# 98 F150 wont start



## herb1001 (Sep 15, 2010)

98 f150 auto 

Not starting:

Jumper box is hooked ok so got the battery covered.

Tried it in both N and P

not cranking at all, but I do here the solenoid click one time when I turned the key.

When I turn the head lights and turn the key I don’t think they are dimming.

Anyone got an ideas. I don’t have a volt meter with me.


----------



## forbidden (Dec 22, 2010)

Fuel or fire, sounds like you have fire. Check the fuse for the fuel pump next. Can you hear the fuel pump at all?


----------



## wizardsr (Aug 8, 2006)

forbidden;1269151 said:


> Fuel or fire, sounds like you have fire. Check the fuse for the fuel pump next. Can you hear the fuel pump at all?


Really, it's not cranking and you think the fuel pump might be bad??? 

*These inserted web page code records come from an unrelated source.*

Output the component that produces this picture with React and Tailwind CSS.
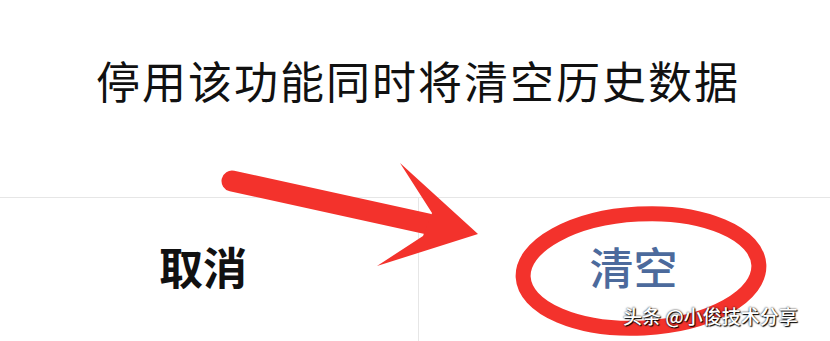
import React from 'react';

const Arrow = () => (
  <svg className="absolute inset-0 pointer-events-none" width="830" height="341" viewBox="0 0 830 341">
    <line x1="232" y1="181" x2="428" y2="224" stroke="#f3322c" strokeWidth="21" strokeLinecap="round" />
    <polygon points="400,163 478,234 377,266 423,236 432,213" fill="#f3322c" />
    <ellipse
      cx="641"
      cy="271"
      rx="118"
      ry="57"
      fill="none"
      stroke="#f3322c"
      strokeWidth="15"
      transform="rotate(-3 641 271)"
    />
  </svg>
);

export default function App() {
  return (
    <div
      className="relative w-[830px] h-[341px] bg-white overflow-hidden"
      style={{ fontFamily: '"Noto Sans CJK SC", "Noto Sans", sans-serif' }}
    >
      <div className="h-[197px] flex items-center justify-center pb-[38px]">
        <p className="text-[44px] leading-none tracking-[2px] text-[#111] pl-[6px]">停用该功能同时将清空历史数据</p>
      </div>
      <div className="grid grid-cols-[419px_1fr] h-[144px] border-t border-[#e6e6e6]">
        <button className="flex items-center justify-center pr-[12px] pb-[8px] border-r border-[#e6e6e6]">
          <span className="text-[44px] leading-none font-bold text-[#111]">取消</span>
        </button>
        <button className="flex items-center justify-center pl-[18px] pb-[8px]">
          <span className="text-[44px] leading-none font-medium text-[#4c6a9c]">清空</span>
        </button>
      </div>
      <Arrow />
      <span className="absolute left-[623px] top-[306px] text-[19px] leading-none font-medium text-white [text-shadow:0_0_2px_#000,1px_1px_1px_#000]">
        头条 @小俊技术分享
      </span>
    </div>
  );
}
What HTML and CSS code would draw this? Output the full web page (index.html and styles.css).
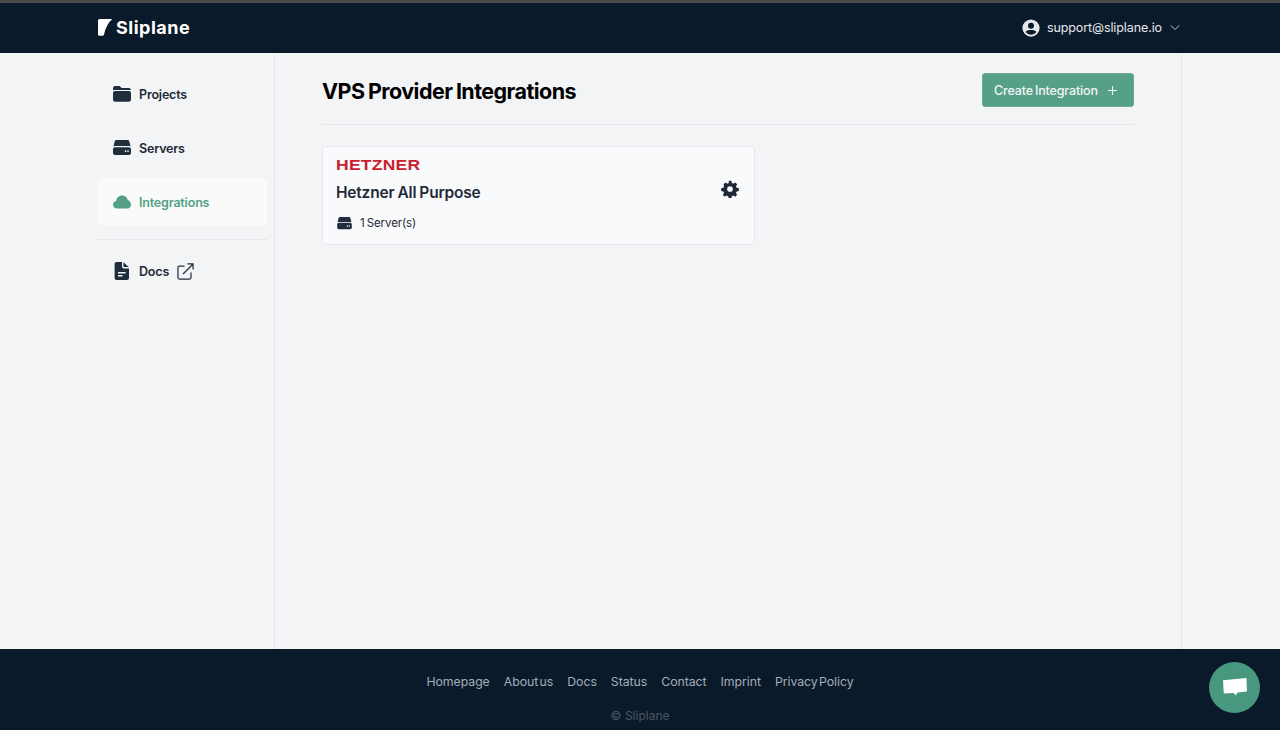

If you have a click, you're probably hearing the starter relay, next down the line is the starter. Make sure you have power there (relay could still be bad even if it's clicking) and try tapping on the side of the starter motor with a hammer.


----------



## kashman (Jan 13, 2004)

check your wire from the bat 2 the starter make sure its not grounded 2 your manifolds


----------



## herb1001 (Sep 15, 2010)

no luck with hitting the starter with a hammer


----------



## rofoth6 (Aug 24, 2008)

9 times out of 10 with me if the syliond clicks then its the starter.
starter for that truck ( gasser ) runs about 68 dollers
sylinod about 10 dollars


----------



## wizardsr (Aug 8, 2006)

My money's on it needing a starter...


----------



## streetscrapin16 (Feb 9, 2010)

I had it happen to me on a 89 f150 and it clicked and it needed a starter.


----------



## Jgramlich (Jul 26, 2010)

Starter. Jump the solenoid just in case.


----------



## bill7101 (Nov 20, 2010)

12 volt test lights are a cheap check, go to the started side of the solinoid and have someone turn key to start and see if the light comes on then if it does check it at the starter to make sure the wire isnt bad rules out these issues


----------



## MickiRig1 (Dec 5, 2003)

Take a pair on pliers and use the handles to jump the large terminals on the solenoid. Touch each handle to the large terminals and it should trigger the starter. Be prepared to let go of the pliers. If the starter is dead shorted they will get real hot quick! If that triggers the starter the solenoid is bad. Also the neutral starter switch could be bad or need adjusted.


----------



## Chris112lee (Nov 2, 2010)

Probably starter.


----------



## DIRISHMAN (Jul 30, 2010)

Yep i agree with MIKI I have a 97 F250 with A 5.8 -351 and had same issue placement of the starter on these are easey to get to and install also they can become corroded while under truck while in the winter eliments ( SALT) !!! WILL AFECT ALL TERMINALS ON STARTER.. My bet is the starter -take the 2 bolt out and disconect the cables from the starter and bring it in to a local auto parts store have them bench test it and get a new starter when they say it failed. Not hard to do just a little bit of time Good luckThumbs Up


----------



## woodsman (Nov 18, 2008)

Thick Red wire from battery to starter the clip on the end where it boltss to the starter is shot


----------



## tjctransport (Nov 22, 2008)

on these new mod motors, do they still have the small trigger wire on the solenoid on the starter that goes bad like the old body style trucks had?
i ain't messed too much with the mod motors, but know all about the small wire connector corroding off on the older engines.


----------